» Exercise objective:
Once the pictures are set aside, transcribe the remaining data exactly.

::::

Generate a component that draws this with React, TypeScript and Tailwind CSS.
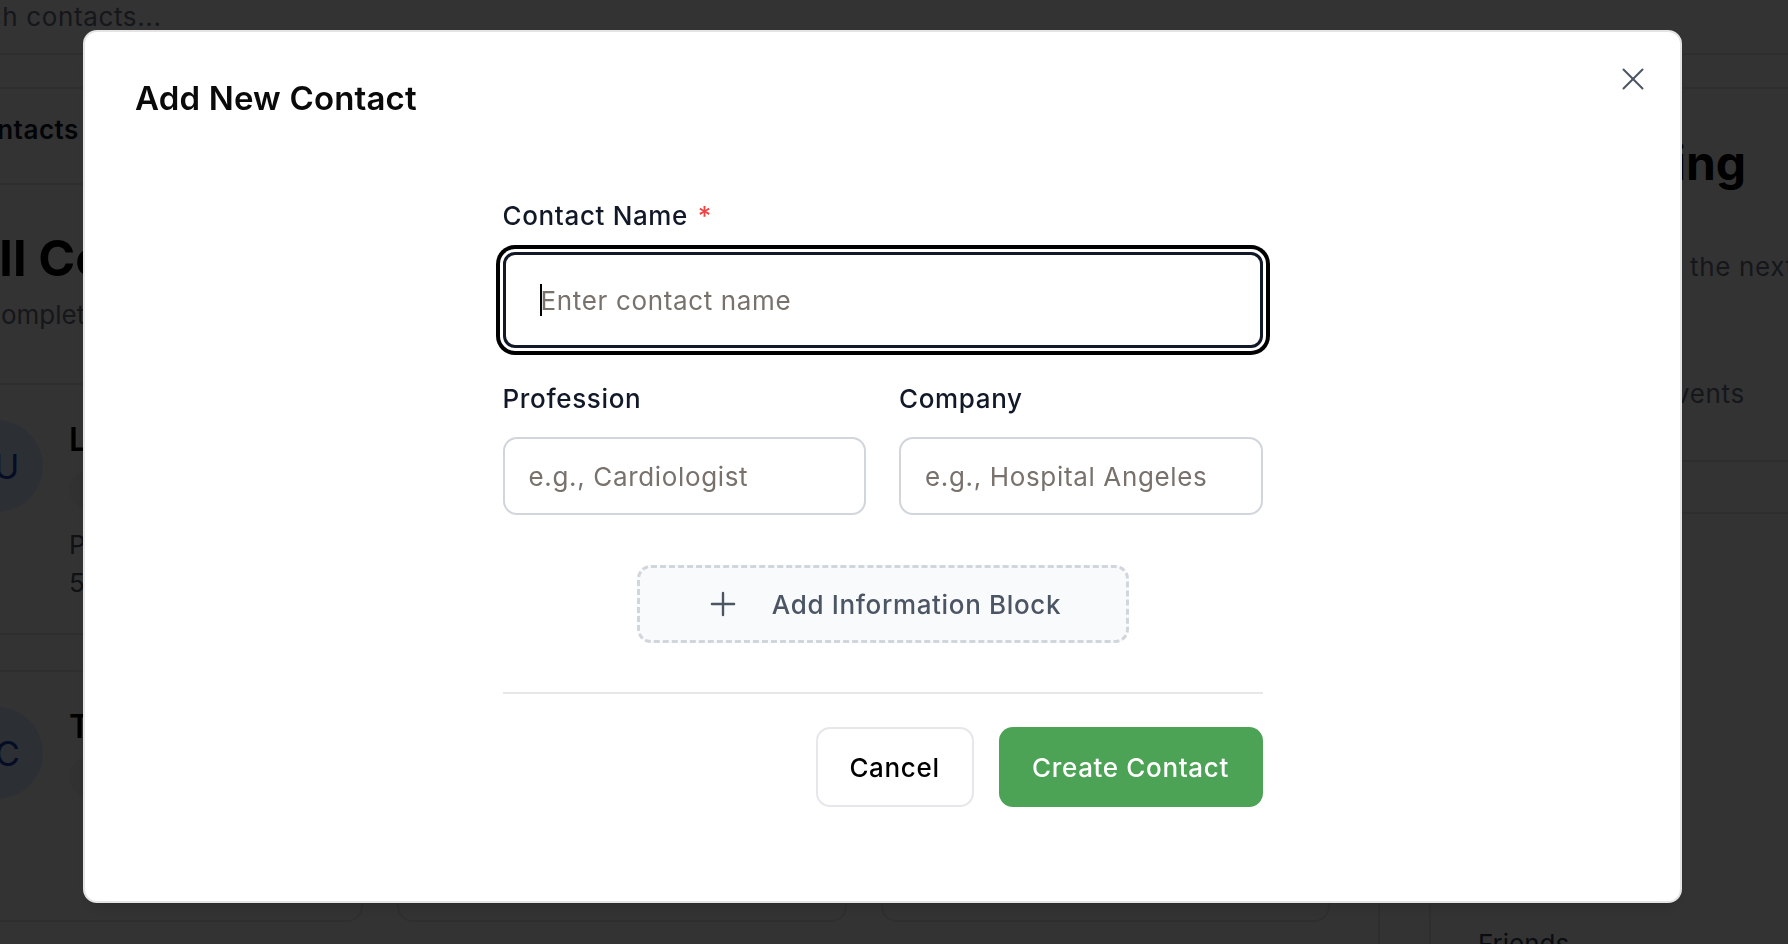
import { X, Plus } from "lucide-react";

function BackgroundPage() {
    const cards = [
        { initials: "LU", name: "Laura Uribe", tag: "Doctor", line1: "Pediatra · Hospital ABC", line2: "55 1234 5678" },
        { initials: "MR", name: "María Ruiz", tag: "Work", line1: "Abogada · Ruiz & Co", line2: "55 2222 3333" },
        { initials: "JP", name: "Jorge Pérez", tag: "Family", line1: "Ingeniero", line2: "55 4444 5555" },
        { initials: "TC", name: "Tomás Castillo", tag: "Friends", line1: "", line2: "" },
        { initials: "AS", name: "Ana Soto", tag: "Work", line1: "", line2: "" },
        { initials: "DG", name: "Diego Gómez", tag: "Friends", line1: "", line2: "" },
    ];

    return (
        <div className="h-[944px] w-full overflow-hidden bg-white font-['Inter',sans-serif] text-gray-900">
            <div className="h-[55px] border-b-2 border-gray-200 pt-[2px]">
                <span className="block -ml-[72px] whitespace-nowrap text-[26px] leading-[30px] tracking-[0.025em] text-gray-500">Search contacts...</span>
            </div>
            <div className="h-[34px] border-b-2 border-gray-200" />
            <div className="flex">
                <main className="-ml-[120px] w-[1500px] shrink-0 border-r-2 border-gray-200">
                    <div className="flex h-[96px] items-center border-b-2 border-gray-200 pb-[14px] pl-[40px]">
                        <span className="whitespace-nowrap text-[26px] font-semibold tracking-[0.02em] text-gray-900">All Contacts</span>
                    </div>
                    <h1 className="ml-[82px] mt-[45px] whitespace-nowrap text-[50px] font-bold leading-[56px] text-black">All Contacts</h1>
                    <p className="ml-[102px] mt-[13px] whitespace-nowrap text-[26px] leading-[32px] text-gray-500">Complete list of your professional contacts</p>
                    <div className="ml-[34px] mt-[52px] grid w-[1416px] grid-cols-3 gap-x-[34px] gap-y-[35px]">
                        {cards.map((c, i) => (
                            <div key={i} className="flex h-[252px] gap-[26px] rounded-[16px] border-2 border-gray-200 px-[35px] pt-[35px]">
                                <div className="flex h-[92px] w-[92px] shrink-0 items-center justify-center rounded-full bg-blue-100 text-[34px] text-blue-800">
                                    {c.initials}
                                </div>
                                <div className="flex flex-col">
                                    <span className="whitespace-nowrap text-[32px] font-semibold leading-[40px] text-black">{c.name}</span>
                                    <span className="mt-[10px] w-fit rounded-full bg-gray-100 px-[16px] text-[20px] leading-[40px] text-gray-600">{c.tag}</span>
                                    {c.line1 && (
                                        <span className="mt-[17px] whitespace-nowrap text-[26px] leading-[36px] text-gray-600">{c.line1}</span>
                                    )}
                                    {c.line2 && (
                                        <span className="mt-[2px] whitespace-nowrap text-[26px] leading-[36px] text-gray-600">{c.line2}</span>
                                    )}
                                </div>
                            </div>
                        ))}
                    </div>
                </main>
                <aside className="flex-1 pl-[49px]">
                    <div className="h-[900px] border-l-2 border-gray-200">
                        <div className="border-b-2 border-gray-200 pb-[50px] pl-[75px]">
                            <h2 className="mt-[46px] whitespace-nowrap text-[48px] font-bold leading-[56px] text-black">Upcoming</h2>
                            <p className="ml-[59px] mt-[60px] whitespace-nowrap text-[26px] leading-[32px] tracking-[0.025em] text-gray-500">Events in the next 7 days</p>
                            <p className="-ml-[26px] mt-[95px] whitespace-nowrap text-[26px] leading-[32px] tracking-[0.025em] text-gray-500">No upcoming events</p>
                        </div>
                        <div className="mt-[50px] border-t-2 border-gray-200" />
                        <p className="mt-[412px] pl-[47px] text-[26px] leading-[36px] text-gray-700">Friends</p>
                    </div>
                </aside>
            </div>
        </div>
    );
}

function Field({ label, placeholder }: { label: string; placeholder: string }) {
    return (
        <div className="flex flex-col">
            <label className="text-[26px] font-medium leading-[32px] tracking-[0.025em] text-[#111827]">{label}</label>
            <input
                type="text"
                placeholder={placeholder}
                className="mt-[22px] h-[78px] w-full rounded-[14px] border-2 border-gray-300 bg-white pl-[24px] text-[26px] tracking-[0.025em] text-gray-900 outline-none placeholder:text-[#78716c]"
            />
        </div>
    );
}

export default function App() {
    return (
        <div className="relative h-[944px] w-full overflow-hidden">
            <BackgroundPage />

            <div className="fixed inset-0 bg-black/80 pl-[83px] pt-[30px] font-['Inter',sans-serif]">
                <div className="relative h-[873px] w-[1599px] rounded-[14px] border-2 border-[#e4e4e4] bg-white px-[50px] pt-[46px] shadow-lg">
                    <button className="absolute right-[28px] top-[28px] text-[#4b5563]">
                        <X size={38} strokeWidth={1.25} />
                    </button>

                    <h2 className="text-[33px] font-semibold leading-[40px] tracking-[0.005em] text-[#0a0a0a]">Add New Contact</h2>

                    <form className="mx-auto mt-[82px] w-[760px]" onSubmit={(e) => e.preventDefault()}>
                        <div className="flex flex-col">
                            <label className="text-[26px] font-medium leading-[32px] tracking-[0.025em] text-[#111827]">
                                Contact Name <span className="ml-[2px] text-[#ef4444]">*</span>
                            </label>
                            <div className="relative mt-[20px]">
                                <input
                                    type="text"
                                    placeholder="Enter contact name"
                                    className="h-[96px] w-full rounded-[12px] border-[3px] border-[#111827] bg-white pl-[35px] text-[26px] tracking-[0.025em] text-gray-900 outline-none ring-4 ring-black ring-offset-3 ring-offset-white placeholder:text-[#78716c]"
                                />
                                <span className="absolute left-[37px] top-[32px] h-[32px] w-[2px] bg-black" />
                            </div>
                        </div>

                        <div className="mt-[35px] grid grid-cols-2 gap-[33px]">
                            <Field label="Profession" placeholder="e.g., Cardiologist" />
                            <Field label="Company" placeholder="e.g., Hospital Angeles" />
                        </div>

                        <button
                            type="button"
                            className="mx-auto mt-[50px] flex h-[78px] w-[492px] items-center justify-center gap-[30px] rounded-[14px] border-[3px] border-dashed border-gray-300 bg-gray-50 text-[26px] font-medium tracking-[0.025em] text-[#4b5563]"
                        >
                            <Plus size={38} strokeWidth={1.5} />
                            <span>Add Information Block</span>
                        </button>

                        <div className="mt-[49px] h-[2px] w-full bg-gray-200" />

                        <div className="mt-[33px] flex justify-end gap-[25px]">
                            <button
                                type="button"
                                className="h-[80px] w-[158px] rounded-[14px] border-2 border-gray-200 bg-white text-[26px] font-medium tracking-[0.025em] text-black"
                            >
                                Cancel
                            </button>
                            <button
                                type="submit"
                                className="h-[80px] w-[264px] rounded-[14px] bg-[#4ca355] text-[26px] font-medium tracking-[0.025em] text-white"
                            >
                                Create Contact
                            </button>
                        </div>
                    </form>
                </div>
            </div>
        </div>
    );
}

::::

» Complete answer:
Generate a component that draws this with React, TypeScript and Tailwind CSS.
import { X, Plus } from "lucide-react";

function BackgroundPage() {
    const cards = [
        { initials: "LU", name: "Laura Uribe", tag: "Doctor", line1: "Pediatra · Hospital ABC", line2: "55 1234 5678" },
        { initials: "MR", name: "María Ruiz", tag: "Work", line1: "Abogada · Ruiz & Co", line2: "55 2222 3333" },
        { initials: "JP", name: "Jorge Pérez", tag: "Family", line1: "Ingeniero", line2: "55 4444 5555" },
        { initials: "TC", name: "Tomás Castillo", tag: "Friends", line1: "", line2: "" },
        { initials: "AS", name: "Ana Soto", tag: "Work", line1: "", line2: "" },
        { initials: "DG", name: "Diego Gómez", tag: "Friends", line1: "", line2: "" },
    ];

    return (
        <div className="h-[944px] w-full overflow-hidden bg-white font-['Inter',sans-serif] text-gray-900">
            <div className="h-[55px] border-b-2 border-gray-200 pt-[2px]">
                <span className="block -ml-[72px] whitespace-nowrap text-[26px] leading-[30px] tracking-[0.025em] text-gray-500">Search contacts...</span>
            </div>
            <div className="h-[34px] border-b-2 border-gray-200" />
            <div className="flex">
                <main className="-ml-[120px] w-[1500px] shrink-0 border-r-2 border-gray-200">
                    <div className="flex h-[96px] items-center border-b-2 border-gray-200 pb-[14px] pl-[40px]">
                        <span className="whitespace-nowrap text-[26px] font-semibold tracking-[0.02em] text-gray-900">All Contacts</span>
                    </div>
                    <h1 className="ml-[82px] mt-[45px] whitespace-nowrap text-[50px] font-bold leading-[56px] text-black">All Contacts</h1>
                    <p className="ml-[102px] mt-[13px] whitespace-nowrap text-[26px] leading-[32px] text-gray-500">Complete list of your professional contacts</p>
                    <div className="ml-[34px] mt-[52px] grid w-[1416px] grid-cols-3 gap-x-[34px] gap-y-[35px]">
                        {cards.map((c, i) => (
                            <div key={i} className="flex h-[252px] gap-[26px] rounded-[16px] border-2 border-gray-200 px-[35px] pt-[35px]">
                                <div className="flex h-[92px] w-[92px] shrink-0 items-center justify-center rounded-full bg-blue-100 text-[34px] text-blue-800">
                                    {c.initials}
                                </div>
                                <div className="flex flex-col">
                                    <span className="whitespace-nowrap text-[32px] font-semibold leading-[40px] text-black">{c.name}</span>
                                    <span className="mt-[10px] w-fit rounded-full bg-gray-100 px-[16px] text-[20px] leading-[40px] text-gray-600">{c.tag}</span>
                                    {c.line1 && (
                                        <span className="mt-[17px] whitespace-nowrap text-[26px] leading-[36px] text-gray-600">{c.line1}</span>
                                    )}
                                    {c.line2 && (
                                        <span className="mt-[2px] whitespace-nowrap text-[26px] leading-[36px] text-gray-600">{c.line2}</span>
                                    )}
                                </div>
                            </div>
                        ))}
                    </div>
                </main>
                <aside className="flex-1 pl-[49px]">
                    <div className="h-[900px] border-l-2 border-gray-200">
                        <div className="border-b-2 border-gray-200 pb-[50px] pl-[75px]">
                            <h2 className="mt-[46px] whitespace-nowrap text-[48px] font-bold leading-[56px] text-black">Upcoming</h2>
                            <p className="ml-[59px] mt-[60px] whitespace-nowrap text-[26px] leading-[32px] tracking-[0.025em] text-gray-500">Events in the next 7 days</p>
                            <p className="-ml-[26px] mt-[95px] whitespace-nowrap text-[26px] leading-[32px] tracking-[0.025em] text-gray-500">No upcoming events</p>
                        </div>
                        <div className="mt-[50px] border-t-2 border-gray-200" />
                        <p className="mt-[412px] pl-[47px] text-[26px] leading-[36px] text-gray-700">Friends</p>
                    </div>
                </aside>
            </div>
        </div>
    );
}

function Field({ label, placeholder }: { label: string; placeholder: string }) {
    return (
        <div className="flex flex-col">
            <label className="text-[26px] font-medium leading-[32px] tracking-[0.025em] text-[#111827]">{label}</label>
            <input
                type="text"
                placeholder={placeholder}
                className="mt-[22px] h-[78px] w-full rounded-[14px] border-2 border-gray-300 bg-white pl-[24px] text-[26px] tracking-[0.025em] text-gray-900 outline-none placeholder:text-[#78716c]"
            />
        </div>
    );
}

export default function App() {
    return (
        <div className="relative h-[944px] w-full overflow-hidden">
            <BackgroundPage />

            <div className="fixed inset-0 bg-black/80 pl-[83px] pt-[30px] font-['Inter',sans-serif]">
                <div className="relative h-[873px] w-[1599px] rounded-[14px] border-2 border-[#e4e4e4] bg-white px-[50px] pt-[46px] shadow-lg">
                    <button className="absolute right-[28px] top-[28px] text-[#4b5563]">
                        <X size={38} strokeWidth={1.25} />
                    </button>

                    <h2 className="text-[33px] font-semibold leading-[40px] tracking-[0.005em] text-[#0a0a0a]">Add New Contact</h2>

                    <form className="mx-auto mt-[82px] w-[760px]" onSubmit={(e) => e.preventDefault()}>
                        <div className="flex flex-col">
                            <label className="text-[26px] font-medium leading-[32px] tracking-[0.025em] text-[#111827]">
                                Contact Name <span className="ml-[2px] text-[#ef4444]">*</span>
                            </label>
                            <div className="relative mt-[20px]">
                                <input
                                    type="text"
                                    placeholder="Enter contact name"
                                    className="h-[96px] w-full rounded-[12px] border-[3px] border-[#111827] bg-white pl-[35px] text-[26px] tracking-[0.025em] text-gray-900 outline-none ring-4 ring-black ring-offset-3 ring-offset-white placeholder:text-[#78716c]"
                                />
                                <span className="absolute left-[37px] top-[32px] h-[32px] w-[2px] bg-black" />
                            </div>
                        </div>

                        <div className="mt-[35px] grid grid-cols-2 gap-[33px]">
                            <Field label="Profession" placeholder="e.g., Cardiologist" />
                            <Field label="Company" placeholder="e.g., Hospital Angeles" />
                        </div>

                        <button
                            type="button"
                            className="mx-auto mt-[50px] flex h-[78px] w-[492px] items-center justify-center gap-[30px] rounded-[14px] border-[3px] border-dashed border-gray-300 bg-gray-50 text-[26px] font-medium tracking-[0.025em] text-[#4b5563]"
                        >
                            <Plus size={38} strokeWidth={1.5} />
                            <span>Add Information Block</span>
                        </button>

                        <div className="mt-[49px] h-[2px] w-full bg-gray-200" />

                        <div className="mt-[33px] flex justify-end gap-[25px]">
                            <button
                                type="button"
                                className="h-[80px] w-[158px] rounded-[14px] border-2 border-gray-200 bg-white text-[26px] font-medium tracking-[0.025em] text-black"
                            >
                                Cancel
                            </button>
                            <button
                                type="submit"
                                className="h-[80px] w-[264px] rounded-[14px] bg-[#4ca355] text-[26px] font-medium tracking-[0.025em] text-white"
                            >
                                Create Contact
                            </button>
                        </div>
                    </form>
                </div>
            </div>
        </div>
    );
}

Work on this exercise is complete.